A good namespace fixup it important - and interesting to implement;
I bet lxml would gain much if you would try to write a made-to-measure
fixup for lxml's namespace semantics.

See xmlDOMWrapReconcileNamespaces() for how I tried to make it
work with our Delphi DOM wrapper in conjunction with Libxml2.

W3C DOM Level 3 namespace normalization:
http://www.w3.org/TR/DOM-Level-3-Core/namespaces-algorithms.html

I guess only the XML namespace is producing problems, since it is the
only one which is declared implicitely on the xmlDoc, all other
ns-decls are in the tree.
Although, if you move a part of the tree, which has references to
ns-decls outside of the removed branch, then you're in danger of
having stale references as well; but I'm sure you're aware of this.

Regarding xmlDOMWrapAdoptNode(): I don't know. We don't adopt much
in our Delphi apps, so it might be not well tested. IIRC, lxml is
"polluted" with ns-decls; this might also slow down the adoption
mechanism, since it keeps track (xmlNsMapItem) of all ns-decls in
scope for the current node to be processed. But it's optimized
for the case where the string dicts of docs are shared, so the
strings need not be put in the destination doc. The funcion is
also used in the tests at /test/namespaces/reconcile.

Comment 12 Rob Richards 2006-05-30 11:54:22 UTC
I was finally able to re-produce this to a point now when trying to append from one document to another. The problem I run into has nothing to do with xmlReconciliateNs(). After reconciliation, the namespace is properly fixed to use the one from oldNS on the correct document. However, when the old document is destroyed, the attribute name is freed due to the dictionary being freed, but the namespace is still correctly intact. Since you are sharing a dictionary between the 2 documents are you making sure that you are not free'ing it when destroying the old document?
Comment 13 kbuchcik 2006-05-30 12:04:43 UTC
Is the attr->doc set to the new doc when moving the attribute
from one doc to another?
Comment 14 kbuchcik 2006-05-30 12:10:57 UTC
Stefan, another reason might be what you give xmlReconcileNs() as the
argument:
if ((node == NULL) || (node->type != XML_ELEMENT_NODE)) return(-1);
So it will do nothing in case you fed it with an attribute.

Maybe a xmlSearchNsByHref() for attr->ns on the new owner element
will suffice.
Comment 15 Stefan Behnel 2006-05-30 14:33:47 UTC
We don't feed attributes to Reconcil and we don't adapt doc pointers ourselves.

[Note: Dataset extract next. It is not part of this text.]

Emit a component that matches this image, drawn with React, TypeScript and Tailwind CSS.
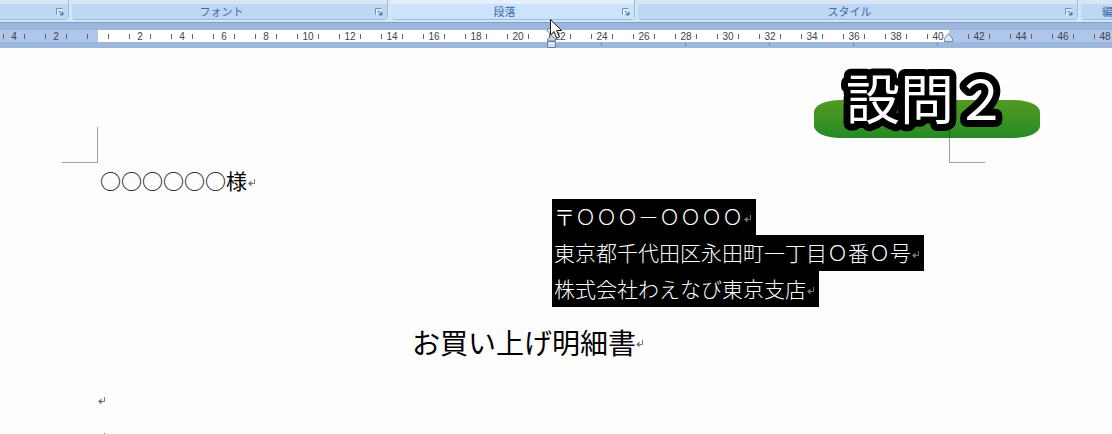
import React from 'react';

interface RibbonGroup {
  label: string;
  className: string;
  active?: boolean;
}

const ribbonGroups: RibbonGroup[] = [
  { label: '', className: 'w-[69px] rounded-br' },
  { label: 'フォント', className: 'w-[316px] rounded-b' },
  { label: '段落', className: 'w-[244px] rounded-b', active: true },
  { label: 'スタイル', className: 'w-[440px] rounded-b' },
];

const bodyMarks = Array.from({ length: 20 }, (_, i) => (i + 1) * 2);

const address = [
  '〒ＯＯＯ－ＯＯＯＯ',
  '東京都千代田区永田町一丁目Ｏ番Ｏ号',
  '株式会社わえなび東京支店',
];

const LauncherIcon: React.FC = () => (
  <svg width="8" height="8" viewBox="0 0 8 8" fill="none">
    <path d="M1.5 7.5V1.5H7" stroke="#f4f9ff" strokeOpacity="0.8" />
    <path d="M0.5 6.5V0.5H6.5" stroke="#6f8fb5" />
    <path d="M3 3L6 6" stroke="#5c7ea8" />
    <path d="M4 7H7V4Z" fill="#5c7ea8" stroke="#5c7ea8" />
  </svg>
);

const ParagraphMark: React.FC = () => (
  <svg className="mt-1 shrink-0" width="8" height="9" viewBox="0 0 8 9" fill="none">
    <path d="M6.5 1V5.5H2" stroke="#777777" />
    <path d="M0 5.5L3.5 2.5V8.5Z" fill="#777777" />
  </svg>
);

const Tick: React.FC = () => <span className="h-[5px] w-px shrink-0 bg-[#5a6478]" />;

const RulerCell: React.FC<{ value: number }> = ({ value }) => (
  <span className="flex w-[42px] shrink-0 items-center justify-between px-[10px]">
    <Tick />
    <span>{value}</span>
    <Tick />
  </span>
);

const Ribbon: React.FC = () => (
  <div className="flex h-[22px] gap-[3px] overflow-hidden bg-[#d3e6f8] pb-[2px]">
    {ribbonGroups.map((group, index) => (
      <section
        key={index}
        className={`flex shrink-0 flex-col border-r border-b border-[#9dbce0] ${group.className} ${
          group.active ? 'bg-[#d9eafc]' : 'bg-[#c7dcf3]'
        }`}
      >
        <div className="h-1 shrink-0 bg-white/30"></div>
        <div
          className={`flex flex-1 items-center pt-px pr-1 ${group.active ? 'bg-[#cde3fb]' : 'bg-[#bfd7f0]'}`}
        >
          <h2 className="flex-1 pr-1 text-center text-[11px] leading-none text-[#3e6aaa]">{group.label}</h2>
          <button aria-label={group.label || undefined} className="h-2 w-2">
            <LauncherIcon />
          </button>
        </div>
      </section>
    ))}
    <section className="flex min-w-0 flex-1 flex-col overflow-hidden rounded-bl border-b border-[#9dbce0] bg-[#c7dcf3]">
      <div className="h-1 shrink-0 bg-white/30"></div>
      <div className="flex flex-1 items-center bg-[#bfd7f0] pt-px pl-[21px]">
        <h2 className="text-[11px] leading-none whitespace-nowrap text-[#3e6aaa]">編集</h2>
      </div>
    </section>
  </div>
);

const Ruler: React.FC = () => (
  <div className="border-t border-[#7f9fc4] bg-[#9db7dc] pt-[7px]">
    <div className="flex h-3 overflow-hidden text-[10px] leading-none text-[#3c4250]">
      <div className="flex w-[98px] shrink-0 items-center justify-end overflow-hidden bg-[#b1c7ea] pt-px">
        <RulerCell value={4} />
        <RulerCell value={2} />
        <span className="flex w-[21px] shrink-0 pl-[10px]">
          <Tick />
        </span>
      </div>
      <div className="flex w-[851px] shrink-0 items-center overflow-hidden bg-white pt-px">
        <span className="flex w-[21px] shrink-0 justify-end pr-[10px]">
          <Tick />
        </span>
        {bodyMarks.map((value) => (
          <RulerCell key={value} value={value} />
        ))}
      </div>
      <div className="flex flex-1 items-center overflow-hidden bg-[#b1c7ea] pt-px pl-[9px]">
        {[42, 44, 46, 48].map((value) => (
          <RulerCell key={value} value={value} />
        ))}
      </div>
    </div>
    <div className="flex h-[6px] items-start gap-[83px] bg-[#9db7dc] pt-px pl-[601px]">
      {[24, 28, 32, 36, 40].map((value) => (
        <span key={value} className="h-[3px] w-px shrink-0 bg-[#6b83a8]" />
      ))}
    </div>
  </div>
);

const Banner: React.FC = () => (
  <div className="absolute top-[60px] left-[814px] flex w-[226px] justify-center">
    <div className="absolute inset-x-0 top-10 h-[38px] rounded-[26px/12px] bg-linear-to-b from-[#529a22] to-[#238a24]"></div>
    <svg className="relative overflow-visible" width="226" height="92" viewBox="0 0 226 92">
      <path d="M135.5 67V78" stroke="#1f6b20" />
      <text
        x="32"
        y="60"
        fontSize="54"
        fontWeight="400"
        fontFamily="'Noto Sans CJK JP', sans-serif"
        fill="#ffffff"
        stroke="#000000"
        strokeWidth="14"
        strokeLinejoin="round"
        paintOrder="stroke"
      >
        設問２
      </text>
    </svg>
  </div>
);

export default function App() {
  return (
    <div className="relative h-screen overflow-hidden bg-[#fdfdfd] font-['Liberation_Sans','Noto_Sans_CJK_JP',sans-serif]">
      <header>
        <Ribbon />
        <Ruler />
      </header>

      <main className="pt-[79px] font-['Noto_Sans_CJK_JP',sans-serif] text-[21px] font-light text-black">
        <div className="flex pl-[62px]">
          <div className="h-9 w-9 border-r border-b border-[#a0a0a0]"></div>
          <div className="w-[851px]"></div>
          <div className="h-9 w-9 border-b border-l border-[#a0a0a0]"></div>
        </div>

        <p className="flex h-9 items-center pb-[2px] pl-[100px] leading-8 font-normal">
          <span className="pr-px">○○○○○○様</span>
          <ParagraphMark />
        </p>

        <div className="flex flex-col items-start pl-[552px] text-white">
          {address.map((line) => (
            <p key={line} className="flex h-9 items-center bg-black pr-1 pb-[2px] pl-[2px] leading-8 whitespace-nowrap">
              <span className="pr-px">{line}</span>
              <ParagraphMark />
            </p>
          ))}
        </div>

        <h1 className="flex h-[75px] items-center pb-[6px] pl-[412px] text-[28px] leading-10 font-normal">
          お買い上げ明細書
          <ParagraphMark />
        </h1>

        <p className="flex h-9 items-center pb-1 pl-[98px]">
          <ParagraphMark />
        </p>
        <p className="flex h-9 items-center pb-1 pl-[98px]">
          <ParagraphMark />
        </p>
      </main>

      <Banner />

      <svg className="absolute top-[28px] left-[546px]" width="11" height="20" viewBox="0 0 11 20">
        <path d="M1.5 0.5H9.5V3L5.5 7L1.5 3Z" fill="#e4ebf5" stroke="#6c7f9c" />
        <path d="M1.5 13V11L5.5 7.5L9.5 11V13Z" fill="#c3d2e8" stroke="#6c7f9c" />
        <path d="M1.5 13.5H9.5V19.5H1.5Z" fill="#c9dcf2" stroke="#6c7f9c" />
        <path d="M3 15.5H8" stroke="#ffffff" />
      </svg>
      <svg className="absolute top-[32px] left-[943px]" width="11" height="11" viewBox="0 0 11 11">
        <path d="M1.5 9.5V6.5L5.5 1.5L9.5 6.5V9.5Z" fill="#dfe6f1" stroke="#7387a5" />
      </svg>
      <svg className="absolute top-[18px] left-[549px]" width="14" height="22" viewBox="0 0 14 22">
        <path d="M1.5 1.5V17L5 13.5L7.5 20L10.5 19L7.5 12.5H12.5Z" fill="#ffffff" stroke="#1a1a1a" />
      </svg>
    </div>
  );
}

As far as I understand, Reconcil adapts attributes as well as elements, so there should be no reason to handle attributes by hand. And AddChild calls SetTreeDoc, so there shouldn't be any problems from that side either.

But I'll look into the dict business. Although we use xmlDictReference everywhere, so I wouldn't know why it should disappear....
Comment 16 Stefan Behnel 2006-05-30 19:45:49 UTC
I found it. It was a well hidden, ancient bug in lxml (not libxml2). In rare cases, the document was freed by Python's garbage collection /before/ we called xmlReconciliateNs, which then obviously failed to read the namespaces. It is also not related to the XML namespace, it just happened to show there as that namespace sits (or rather: sat) on the document.

Sorry for the confusion and thanks for all the help.
Comment 17 kbuchcik 2006-05-30 19:52:26 UTC
Great you found the bug! The good side of this is that you might have
found appetite for writing a namespace normalization mechanism.